E ao sexto álbum os Yo La Tengo fizeram o seu verdadeiro primeiro álbum, palavras do próprio Ira Kaplan.
E emite estas palavras porque de facto foi ali, no ano de 1993 e 9 anos após Ira e Georgia terem formado a banda, que se conjugaram as variáveis para que os Yo La Tengo chegassem a outro patamar – foi a estreia pela editora Matador Records, que garantiu uma maior distribuição; foi o primeiro disco com o produtor Roger Moutenot; e por fim, foi o primeiro disco como um trio de corpo e alma, integrado que foi efectivamente o baixista James McNew. Todas estas variáveis mantiveram-se nos 20 anos subsequentes, permitindo à banda de Hoboken, Nova Jérsia, criar um portfolio indispensável e tornar-se uma referência no panorama da música alternativa. Painful foi o (delicioso) gatilho.
“Big Day Coming” (versão soft) serve de couvert deste repasto que está prestes a ser servido. Um ambiente sonoro vasto, para o qual somos sugados e onde nos tornamos inertes perante o ritmo melancólico e tranquilo do música, nem nos apercebendo do conflito entre som e letra, na qual a ansiedade pelo tal “big day” é premente. Quando estamos completamente adormecidos eis que arranca um riff arrasador seguido da sua própria reverberação que, a cada verso que passa se torna mais e mais esparso e agressivo. Eis “From a Motel 6” uma das grandes músicas dos anos 90, contrabalançando o tal riff em silêncio com os versos cantados na melódica voz de Georgia Hubley e que retratam um progressivo distanciamento numa relação. O desprendimento já chega a ponto de
“Oh no, your heart is broken
Don’t you think that’s a little trite?”
para mais à frente
“Oh no, your heart is broken
Well, you can have what’s left of mine”
O sentimento de estar perto fisicamente mas distante emocionalmente é arrasador.
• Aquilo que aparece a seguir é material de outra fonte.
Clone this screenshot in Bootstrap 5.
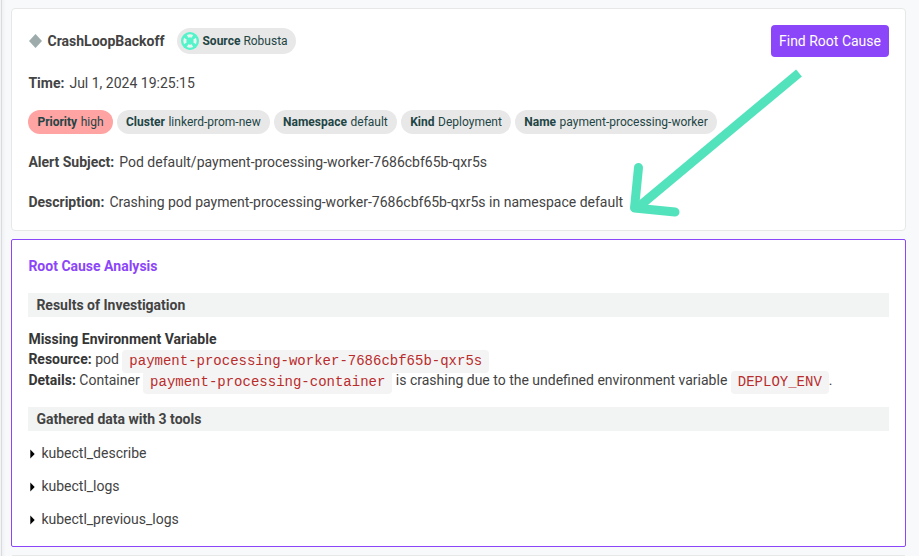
<!DOCTYPE html>
<html lang="en">
<head>
<meta charset="utf-8">
<meta name="viewport" content="width=device-width, initial-scale=1">
<title>CrashLoopBackoff</title>
<link href="https://cdn.jsdelivr.net/npm/bootstrap@5.3.0/dist/css/bootstrap.min.css" rel="stylesheet">
<style>
body{font-family:Roboto,sans-serif;font-size:14px;line-height:20px;color:#434343;background:#f8f9fb;height:556px;overflow:hidden}
b{font-weight:700}
.edge{width:11px;height:556px;background:linear-gradient(90deg,#f3f4f5 0 1px,#d9dbde 1px 2px,#eff1f4 2px,#f8f9fb 6px);flex:none}
.stack{width:895px;gap:8px;padding-top:8px}
.panel{background:#fff;border:1px solid #e6e8e8;border-radius:4px;padding:0 16px;flex:none}
.alert-panel{height:223px}
.rca-panel{height:308px;border-color:#8c46f9;border-radius:2px}
.next-panel{height:1px;border-width:1px 0 0;margin:0 1px}
.head{height:32px;margin-top:16px}
.head-title{margin-left:5.500px;font-size:14px}
.pill{background:#e8e8e8;color:#1f4545;border-radius:13px;height:24px;padding:0 9px 0 9.400px;font-size:12px;line-height:24px}
.pill b{margin-right:3.600px}
.pill-source{height:26px;margin-left:12.500px;padding:0 8px 0 4px;line-height:26px}
.pill-source b{margin-right:3px}
.source-name{margin-left:3.500px}
.pill-high{background:#ffa3a3}
.btn-find{background:#8c46f9;color:#fff;font-size:14px;line-height:20px;padding:6px 8px;border:0;border-radius:4px;height:32px}
.btn-find:hover{background:#7a35e6;color:#fff}
.line{padding-left:.4px}
.lbl{margin-right:5px}
.time-row{margin-top:16px}
.pills{margin-top:17px;gap:4px}
.subject{margin-top:18px}
.desc{margin-top:20px}
.rca-title{color:#8c46f9;margin-top:16px}
.band{background:#f2f4f4;height:24px;line-height:24px;padding-left:8.400px}
.band-results{margin-top:17px}
.band-tools{margin-top:15px}
.finding{margin-top:12px;height:63px;line-height:21px}
.finding div:first-child{height:20px}
.finding b{color:#363636}
.chip{font-family:"Liberation Mono",monospace;font-size:14px;line-height:1;color:#b92c2c;background:#f4f4f4;border-radius:4px;padding:3px 7px 4px;position:relative;top:1px}
.tools{margin-top:6px}
.tool{height:33px;line-height:33px;gap:5.400px}
.arrow{left:620px;top:60px;pointer-events:none}
</style>
</head>
<body>
<div class="d-flex">
<div class="edge"></div>
<main class="stack d-flex flex-column">
  <section class="panel alert-panel">
    <div class="head d-flex align-items-center">
      <svg width="14" height="14" viewBox="0 0 14 14"><path d="M7.500 0 14 7 7.500 14 1 7z" fill="#9dabab"/></svg>
      <b class="head-title">CrashLoopBackoff</b>
      <div class="pill pill-source d-flex align-items-center">
        <svg width="18" height="18" viewBox="0 0 18 18"><circle cx="9" cy="9" r="9" fill="#54f3c9"/><g fill="#e8f5f1"><path d="M5.800 3Q9 1.600 12.200 3L10.600 5.700Q9 5 7.400 5.700zM5.800 15Q9 16.400 12.200 15L10.600 12.300Q9 13 7.400 12.300zM3 5.800Q1.600 9 3 12.200L5.700 10.600Q5 9 5.700 7.400zM15 5.800Q16.400 9 15 12.200L12.300 10.600Q13 9 12.300 7.400z"/></g></svg>
        <span class="source-name"><b>Source</b>Robusta</span>
      </div>
      <button type="button" class="btn btn-find ms-auto">Find Root Cause</button>
    </div>
    <div class="line time-row"><b class="lbl">Time:</b>Jul 1, 2024 19:25:15</div>
    <div class="pills d-flex">
      <span class="pill pill-high"><b>Priority</b>high</span>
      <span class="pill"><b>Cluster</b>linkerd-prom-new</span>
      <span class="pill"><b>Namespace</b>default</span>
      <span class="pill"><b>Kind</b>Deployment</span>
      <span class="pill"><b>Name</b>payment-processing-worker</span>
    </div>
    <div class="line subject"><b class="lbl">Alert Subject:</b>Pod default/payment-processing-worker-7686cbf65b-qxr5s</div>
    <div class="line desc"><b class="lbl">Description:</b>Crashing pod payment-processing-worker-7686cbf65b-qxr5s in namespace default</div>
  </section>
  <section class="panel rca-panel">
    <div class="line rca-title"><b>Root Cause Analysis</b></div>
    <div class="band band-results"><b>Results of Investigation</b></div>
    <div class="line finding">
      <div><b>Missing Environment Variable</b></div>
      <div><b>Resource:</b> pod <span class="chip">payment-processing-worker-7686cbf65b-qxr5s</span></div>
      <div><b>Details:</b> Container <span class="chip">payment-processing-container</span> is crashing due to the undefined environment variable <span class="chip">DEPLOY_ENV</span>.</div>
    </div>
    <div class="band band-tools"><b>Gathered data with 3 tools</b></div>
    <div class="tools">
      <div class="tool d-flex align-items-center"><svg width="8" height="10" viewBox="0 0 8 10"><path d="M2.300 .5 6.700 5 2.300 9.500z"/></svg>kubectl_describe</div>
      <div class="tool d-flex align-items-center"><svg width="8" height="10" viewBox="0 0 8 10"><path d="M2.300 .5 6.700 5 2.300 9.500z"/></svg>kubectl_logs</div>
      <div class="tool d-flex align-items-center"><svg width="8" height="10" viewBox="0 0 8 10"><path d="M2.300 .5 6.700 5 2.300 9.500z"/></svg>kubectl_previous_logs</div>
    </div>
  </section>
  <section class="panel next-panel"></section>
</main>
</div>
<svg class="arrow position-absolute" width="200" height="160" viewBox="620 60 200 160" fill="none" stroke="#52e3bc" stroke-width="9"><path d="M799 73 636 209"/><path d="M638.500 167.500 634.500 208 675 212" stroke-linecap="round" stroke-linejoin="round"/></svg>
<script src="https://cdn.jsdelivr.net/npm/bootstrap@5.3.0/dist/js/bootstrap.bundle.min.js"></script>
</body>
</html>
“Double Dare” é rock visceral, à la Sonic Youth, mais um grande momento do álbum. “Superstar-Watcher” é um bom interlúdio sonoro para regressarmos à calmia e melancolia que é, no fundo, a alma deste disco. O nome do mesmo diz tudo, portanto ninguém se pode queixar de ser apanhado desprevenido. O casal Georgia e Ira são dos poucos casais em banda que conseguiram colocar na sua música o lado emocional da relação. Não que todos os momentos relatados sejam autobiográficos, mas conseguem mesmo assim fazer passar o sentimento que está por trás de cada situação criada nas suas letras. Sempre a ritmo do baixo de McNew, e permitindo os normais desvarios à guitarra de Kaplan. De que outra forma se conseguiria cantar uma música de nome “I Was the Fool Beside You For Too Long”, de 5 minutos com pouco mais que isto na letra?
Ir buscar artistas refundidos e fazer covers incrivelmente diferentes é também uma das marcas patenteadas pelos Yo La Tengo. “The Whole of the Law” é um original de uma banda inglesa The Only Ones, perfeitos desconhecidos. Depois há “Big Day Coming” (versão hard), onde há maior sincronismo entre mensagem e ritmo da mesma, mas que a meu ver não consegue fazer esquecer a inicial. E fechamos com chave de ouro – “I Heard You Looking”, instrumental de 7 minutos que passam num instante e resumem tudo sobre o que é estar num estado de uma relação inerte, desconexa, corações partidos, dolorosa. Happy Valentine’s Day.